The touching thing, the moving aspect, of the TV show is how black artists like Bonds and Parker and Isley recognise that their own distinctive sound, their own creative innovation, became a blueprint for Lennon’s personal odyssey. But they do not exhibit resentment or bitterness. Instead, they seem proud that the various tributaries they fed into the stream found their way to the shores of the Mersey and gave the Beatle the impetus to cultivate an Anglo version of the Mississippi moan.


But what about the jukebox itself, a Swiss-made KB Discomatic, 15kg (around 35lb) in weight and not unlike an over-sized Dansette? How did this piece of technological ephemera, this solid-state curiosity, come to be the subject of the public gaze? Why did a mobile jukebox of ‘60s vintage owned by one of the 20th Century’s most famous figures leave its private domain and offer us these fascinating glimpses into pop’s evolution? The jukebox came up for auction at Christie’s in 1989 and was purchased for £2,500 by a Bristol music promoter called John Midwinter. He then restored the player and spent a number of years trying to sell the programme idea. He died, aged 57, just days before the commission of the TV documentary was confirmed.

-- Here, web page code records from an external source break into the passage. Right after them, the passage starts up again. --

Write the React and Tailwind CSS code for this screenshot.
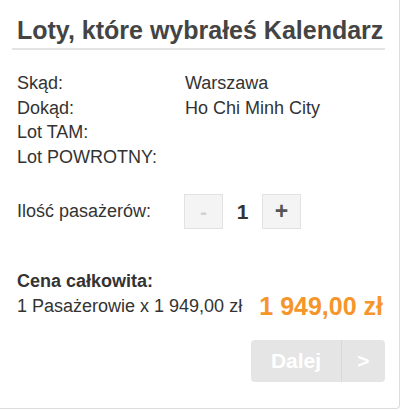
import React from 'react';

const rows = [
  ['Skąd:', 'Warszawa'],
  ['Dokąd:', 'Ho Chi Minh City'],
  ['Lot TAM:', ''],
  ['Lot POWROTNY:', ''],
];

export default function App() {
  return (
    <div className="w-[404px] h-[411px] bg-white font-['Liberation_Sans',Arial,sans-serif] text-[#333]">
      <div className="w-[400px] h-[409px] border-r border-b border-[#dcdcdc] rounded-br-[4px] pl-[12px] pr-[14px] pt-[15px]">
        <h1 className="whitespace-nowrap text-[25px] leading-[30px] font-bold text-[#444] px-[5px] pb-[3px] border-b-2 border-[#e3e3e3]">
          Loty, które wybrałeś Kalendarz
        </h1>

        <div className="px-[5px] pt-[21px] text-[18px] leading-[24.5px]">
          {rows.map(([label, value]) => (
            <div key={label} className="flex">
              <span className="w-[168px]">{label}</span>
              <span>{value}</span>
            </div>
          ))}
        </div>

        <div className="px-[5px] pt-[25px] flex items-center text-[18px]">
          <span className="w-[167px]">Ilość pasażerów:</span>
          <button className="w-[39px] h-[35px] border border-[#e2e2e2] bg-[#f4f4f4] text-[#d0d0d0] text-[20px] font-bold leading-none">
            -
          </button>
          <span className="w-[39px] text-center text-[21px] font-bold text-[#333]">1</span>
          <button className="w-[39px] h-[35px] border border-[#e2e2e2] bg-[#f4f4f4] text-[#555] text-[23px] font-bold leading-none">
            +
          </button>
        </div>

        <div className="pl-[5px] pr-[2px] pt-[40px]">
          <div className="text-[18px] leading-[25px] font-bold">Cena całkowita:</div>
          <div className="flex items-center justify-between">
            <span className="text-[18px] leading-[25px]">1 Pasażerowie x 1 949,00 zł</span>
            <span className="text-[25px] font-bold text-[#f5952a] leading-[25px]">1 949,00 zł</span>
          </div>
        </div>

        <div className="flex justify-end pt-[21px]">
          <div className="flex h-[42px] rounded-[4px] bg-[#e5e5e5] text-white text-[21px] font-bold">
            <span className="w-[91px] flex items-center justify-center border-r border-[#d8d8d8]">Dalej</span>
            <span className="w-[43px] flex items-center justify-center">&gt;</span>
          </div>
        </div>
      </div>
    </div>
  );
}
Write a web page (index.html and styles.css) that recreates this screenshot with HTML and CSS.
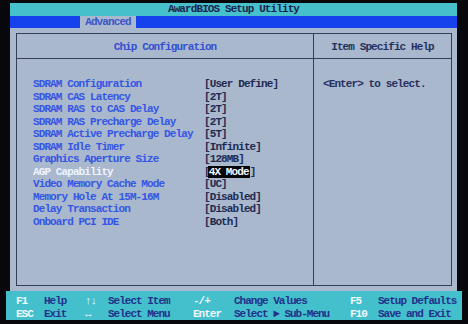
FILE: index.html
```html
<!DOCTYPE html>
<html lang="en">
<head>
  <meta charset="UTF-8" />
  <title>AwardBIOS Setup Utility</title>
  <link rel="stylesheet" href="styles.css">
</head>
<body>
  <div class="screen">
    <div class="titlebar">AwardBIOS Setup Utility</div>
    <div class="tabbar">
      <span class="tab">Advanced</span>
    </div>

    <div class="main">
      <div class="frame">
        <div class="head head-left">Chip Configuration</div>
        <div class="head head-right">Item Specific Help</div>

        <div class="panel">
          <div class="row"><span class="label">SDRAM Configuration</span><span class="value">[User Define]</span></div>
          <div class="row"><span class="label">SDRAM CAS Latency</span><span class="value">[2T]</span></div>
          <div class="row"><span class="label">SDRAM RAS to CAS Delay</span><span class="value">[2T]</span></div>
          <div class="row"><span class="label">SDRAM RAS Precharge Delay</span><span class="value">[2T]</span></div>
          <div class="row"><span class="label">SDRAM Active Precharge Delay</span><span class="value">[5T]</span></div>
          <div class="row"><span class="label">SDRAM Idle Timer</span><span class="value">[Infinite]</span></div>
          <div class="row"><span class="label">Graphics Aperture Size</span><span class="value">[128MB]</span></div>
          <div class="row selected"><span class="label">AGP Capability</span><span class="value">[<span class="hl">4X Mode</span>]</span></div>
          <div class="row"><span class="label">Video Memory Cache Mode</span><span class="value">[UC]</span></div>
          <div class="row"><span class="label">Memory Hole At 15M-16M</span><span class="value">[Disabled]</span></div>
          <div class="row"><span class="label">Delay Transaction</span><span class="value">[Disabled]</span></div>
          <div class="row"><span class="label">Onboard PCI IDE</span><span class="value">[Both]</span></div>
        </div>

        <div class="help">&lt;Enter&gt; to select.</div>
      </div>
    </div>

    <div class="footer">
      <span class="key">F1</span><span class="desc">Help</span>
      <span class="key">↑↓</span><span class="desc">Select Item</span>
      <span class="key">-/+</span><span class="desc">Change Values</span>
      <span class="key">F5</span><span class="desc">Setup Defaults</span>

      <span class="key">ESC</span><span class="desc">Exit</span>
      <span class="key">↔</span><span class="desc">Select Menu</span>
      <span class="key">Enter</span><span class="desc">Select ► Sub-Menu</span>
      <span class="key">F10</span><span class="desc">Save and Exit</span>
    </div>
  </div>
</body>
</html>
```

FILE: styles.css
```css
body {
  margin: 0;
  background: #07070c;
  font-family: "Liberation Mono", "DejaVu Sans Mono", monospace;
  font-weight: bold;
  font-size: 11px;
  letter-spacing: -0.9px;
}
.screen {
  width: 447px;
  height: 317px;
  margin: 3px 0 0 10px;
  display: flex;
  flex-direction: column;
  background: #a9b8cd;
}
.titlebar {
  height: 13px;
  line-height: 13px;
  background: #46c0cb;
  color: #1c2450;
  text-align: center;
}
.tabbar {
  height: 12px;
  background: #1642ee;
  padding-left: 70px;
}
.tab {
  display: inline-block;
  width: 56px;
  height: 12px;
  line-height: 12px;
  text-align: center;
  background: #a9b8cd;
  color: #3a55c8;
}
.main {
  flex: 1;
  padding: 5px 5px 5px 6px;
}
.frame {
  height: 100%;
  box-sizing: border-box;
  border: 1px solid #353d5a;
  display: grid;
  grid-template-columns: 297px 1fr;
  grid-template-rows: 25px 1fr;
}
.head {
  border-bottom: 1px solid #353d5a;
  text-align: center;
  line-height: 26px;
}
.head-left {
  border-right: 1px solid #353d5a;
  color: #3450d0;
}
.head-right {
  color: #263060;
}
.panel {
  border-right: 1px solid #353d5a;
  padding: 19px 0 0 16px;
}
.row {
  display: flex;
  height: 12.5px;
  line-height: 12.5px;
}
.label {
  width: 171px;
  color: #3456e4;
}
.value {
  color: #1e2a52;
}
.selected .label {
  color: #eef4ff;
}
.hl {
  background: #05070a;
  color: #f2f6ff;
  padding: 0 1px;
  margin-left: -2px;
}
.help {
  padding: 19px 0 0 9px;
  line-height: 12.5px;
  color: #263060;
}
/* the photo widens a little toward the bottom edge */
.footer {
  height: 29px;
  margin: 0 -5px 0 -4px;
  background: #43c0cc;
  box-sizing: border-box;
  padding: 4px 0 0 10px;
  display: grid;
  grid-template-columns: 28px 41px 23px 85px 41px 116px 28px auto;
  grid-auto-rows: 12.5px;
  line-height: 12.5px;
  white-space: nowrap;
  letter-spacing: -1px;
}
.key {
  color: #f2f8ff;
}
.desc {
  color: #22318a;
}
```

It doesn’t appear that Midwinter was driven by a desire to cash-in on his prize object. He seemed much more interested in the archaeological gold to be mined in the jukebox’s rich seams. A plan to return the Discomatic to the Lennon estate, via Yoko Ono, and to place it in the Liverpool home where he grew up — a residence now managed by the National Trust, a body that protects and conserves historic British houses — is likely to be realised. Watched and listened to in conjunction, the TV programme and CD set, are splendid bookends. Sadly, the notes attached to the album are insultingly brief: if ever there was a case for a 24-page booklet, explaining the ins and outs of this project, this was it. But that is a minor gripe. Taken as a whole, John Lennon’s Jukebox is a terrific audio-visual document and John Midwinter’s efforts to salvage and preserve this illuminating popular cultural document are to be warmly applauded.